_Task to carry out_
Copy out the entries in full and with complete accuracy; pictures are excluded.

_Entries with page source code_
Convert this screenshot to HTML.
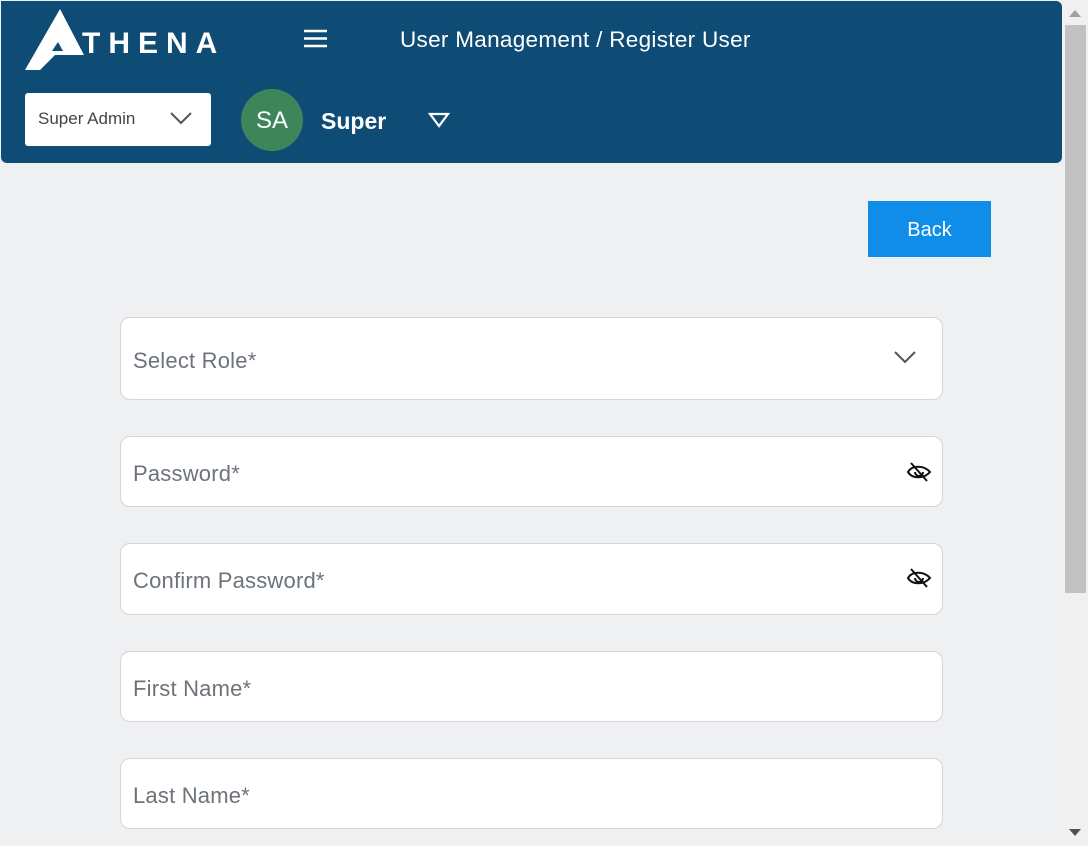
<!DOCTYPE html>
<html><head><meta charset="utf-8"><style>
*{box-sizing:border-box;margin:0;padding:0}
body{width:1088px;height:846px;background:#eff0f2;font-family:"Liberation Sans",sans-serif;position:relative;overflow:hidden}
.hdr{position:absolute;left:1px;top:1px;width:1061px;height:162px;background:#0f4c75;border-radius:0 6px 6px 6px}
.t{position:absolute;color:#fff}
.sel{position:absolute;left:25px;top:93px;width:186px;height:53px;background:#fff;border-radius:3px;font-size:17px;color:#444;padding:16px 0 0 13px}
.av{position:absolute;left:241px;top:89px;width:62px;height:62px;border-radius:50%;background:#3f855a;color:#fff;font-size:24px;text-align:center;line-height:64px}
.back{position:absolute;left:868px;top:201px;width:123px;height:56px;background:#0f8de8;color:#fff;font-size:20px;text-align:center;line-height:58px}
.f{position:absolute;left:120px;width:823px;background:#fff;border:1px solid #d3d5d9;border-radius:10px;font-size:22px;color:#6c737a;padding-left:12px;letter-spacing:0.2px}
.sb{position:absolute;left:1063px;top:0;width:25px;height:846px;background:#f0f0f0}
.th{position:absolute;left:1065px;top:25px;width:21px;height:568px;background:#c1c1c1}
</style></head><body>
<div class="hdr"></div>
<svg style="position:absolute;left:0;top:0" width="100" height="75" viewBox="0 0 100 75"><path d="M60 9 L84 55 L55 55 L40 70 L25 70 Z M58 42 L52 51 L63 51 Z" fill="#fff" fill-rule="evenodd"/></svg>
<div class="t" style="left:82px;top:27px;font-size:30px;font-weight:bold;letter-spacing:8px">THENA</div>
<svg style="position:absolute;left:303px;top:29px" width="25" height="19"><path d="M1 2H24M1 9.5H24M1 17H24" stroke="#fff" stroke-width="2.5"/></svg>
<div class="t" style="left:400px;top:27px;font-size:22.5px;letter-spacing:0.3px">User Management / Register User</div>
<div class="sel">Super Admin</div>
<svg style="position:absolute;left:170px;top:112px" width="22" height="14"><path d="M1 1L11 11L21 1" stroke="#555" stroke-width="2" fill="none"/></svg>
<div class="av">SA</div>
<div class="t" style="left:321px;top:108px;font-size:23px;font-weight:bold">Super</div>
<svg style="position:absolute;left:428px;top:112px" width="22" height="16"><path d="M2 2H20L11 14Z" stroke="#fff" stroke-width="2.2" fill="none"/></svg>
<div class="back">Back</div>
<div class="f" style="top:317px;height:83px;line-height:85px">Select Role*</div>
<svg style="position:absolute;left:893px;top:350px" width="24" height="15"><path d="M2 2L12 12L22 2" stroke="#555" stroke-width="2" fill="none"/></svg>
<div class="f" style="top:436px;height:71px;line-height:73px">Password*</div>
<div class="f" style="top:543px;height:72px;line-height:74px">Confirm Password*</div>
<div class="f" style="top:651px;height:71px;line-height:73px">First Name*</div>
<div class="f" style="top:758px;height:71px;line-height:73px">Last Name*</div>
<svg style="position:absolute;left:906px;top:461px" width="26" height="22" viewBox="0 0 26 22"><path d="M2 11C6 4 18 4 24 11C18 18 6 18 2 11Z M9 11a4 4 0 0 0 8 0" stroke="#111" stroke-width="2" fill="none"/><path d="M5 2L21 20" stroke="#111" stroke-width="2"/></svg>
<svg style="position:absolute;left:906px;top:567px" width="26" height="22" viewBox="0 0 26 22"><path d="M2 11C6 4 18 4 24 11C18 18 6 18 2 11Z M9 11a4 4 0 0 0 8 0" stroke="#111" stroke-width="2" fill="none"/><path d="M5 2L21 20" stroke="#111" stroke-width="2"/></svg>
<div class="sb"></div><div class="th"></div>
<svg style="position:absolute;left:1069px;top:10px" width="12" height="7"><path d="M0 7L6 0L12 7Z" fill="#a0a0a0"/></svg>
<svg style="position:absolute;left:1069px;top:829px" width="12" height="7"><path d="M0 0L6 7L12 0Z" fill="#505050"/></svg>
</body></html>
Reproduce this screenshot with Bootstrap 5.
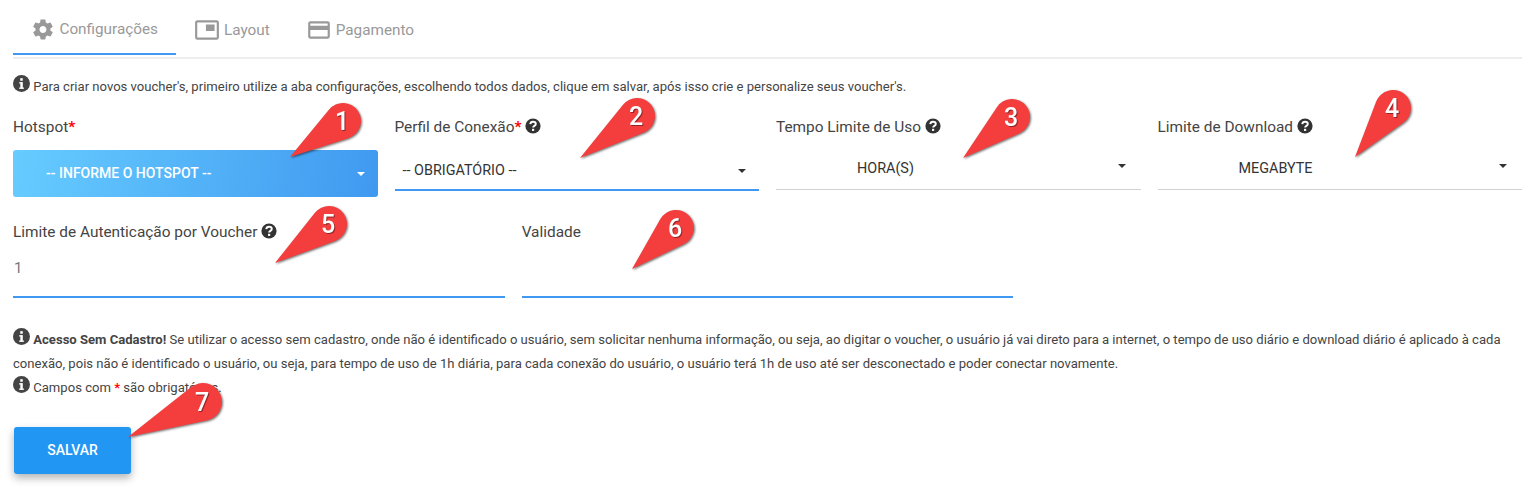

_Solution for this task_
Convert this screenshot to HTML.
<!DOCTYPE html>
<html><head><meta charset="utf-8"><style>
*{box-sizing:border-box;margin:0;padding:0}
body{width:1088px;height:846px;background:#eff0f2;font-family:"Liberation Sans",sans-serif;position:relative;overflow:hidden}
.hdr{position:absolute;left:1px;top:1px;width:1061px;height:162px;background:#0f4c75;border-radius:0 6px 6px 6px}
.t{position:absolute;color:#fff}
.sel{position:absolute;left:25px;top:93px;width:186px;height:53px;background:#fff;border-radius:3px;font-size:17px;color:#444;padding:16px 0 0 13px}
.av{position:absolute;left:241px;top:89px;width:62px;height:62px;border-radius:50%;background:#3f855a;color:#fff;font-size:24px;text-align:center;line-height:64px}
.back{position:absolute;left:868px;top:201px;width:123px;height:56px;background:#0f8de8;color:#fff;font-size:20px;text-align:center;line-height:58px}
.f{position:absolute;left:120px;width:823px;background:#fff;border:1px solid #d3d5d9;border-radius:10px;font-size:22px;color:#6c737a;padding-left:12px;letter-spacing:0.2px}
.sb{position:absolute;left:1063px;top:0;width:25px;height:846px;background:#f0f0f0}
.th{position:absolute;left:1065px;top:25px;width:21px;height:568px;background:#c1c1c1}
</style></head><body>
<div class="hdr"></div>
<svg style="position:absolute;left:0;top:0" width="100" height="75" viewBox="0 0 100 75"><path d="M60 9 L84 55 L55 55 L40 70 L25 70 Z M58 42 L52 51 L63 51 Z" fill="#fff" fill-rule="evenodd"/></svg>
<div class="t" style="left:82px;top:27px;font-size:30px;font-weight:bold;letter-spacing:8px">THENA</div>
<svg style="position:absolute;left:303px;top:29px" width="25" height="19"><path d="M1 2H24M1 9.5H24M1 17H24" stroke="#fff" stroke-width="2.5"/></svg>
<div class="t" style="left:400px;top:27px;font-size:22.5px;letter-spacing:0.3px">User Management / Register User</div>
<div class="sel">Super Admin</div>
<svg style="position:absolute;left:170px;top:112px" width="22" height="14"><path d="M1 1L11 11L21 1" stroke="#555" stroke-width="2" fill="none"/></svg>
<div class="av">SA</div>
<div class="t" style="left:321px;top:108px;font-size:23px;font-weight:bold">Super</div>
<svg style="position:absolute;left:428px;top:112px" width="22" height="16"><path d="M2 2H20L11 14Z" stroke="#fff" stroke-width="2.2" fill="none"/></svg>
<div class="back">Back</div>
<div class="f" style="top:317px;height:83px;line-height:85px">Select Role*</div>
<svg style="position:absolute;left:893px;top:350px" width="24" height="15"><path d="M2 2L12 12L22 2" stroke="#555" stroke-width="2" fill="none"/></svg>
<div class="f" style="top:436px;height:71px;line-height:73px">Password*</div>
<div class="f" style="top:543px;height:72px;line-height:74px">Confirm Password*</div>
<div class="f" style="top:651px;height:71px;line-height:73px">First Name*</div>
<div class="f" style="top:758px;height:71px;line-height:73px">Last Name*</div>
<svg style="position:absolute;left:906px;top:461px" width="26" height="22" viewBox="0 0 26 22"><path d="M2 11C6 4 18 4 24 11C18 18 6 18 2 11Z M9 11a4 4 0 0 0 8 0" stroke="#111" stroke-width="2" fill="none"/><path d="M5 2L21 20" stroke="#111" stroke-width="2"/></svg>
<svg style="position:absolute;left:906px;top:567px" width="26" height="22" viewBox="0 0 26 22"><path d="M2 11C6 4 18 4 24 11C18 18 6 18 2 11Z M9 11a4 4 0 0 0 8 0" stroke="#111" stroke-width="2" fill="none"/><path d="M5 2L21 20" stroke="#111" stroke-width="2"/></svg>
<div class="sb"></div><div class="th"></div>
<svg style="position:absolute;left:1069px;top:10px" width="12" height="7"><path d="M0 7L6 0L12 7Z" fill="#a0a0a0"/></svg>
<svg style="position:absolute;left:1069px;top:829px" width="12" height="7"><path d="M0 0L6 7L12 0Z" fill="#505050"/></svg>
</body></html>
Reproduce this screenshot with Bootstrap 5.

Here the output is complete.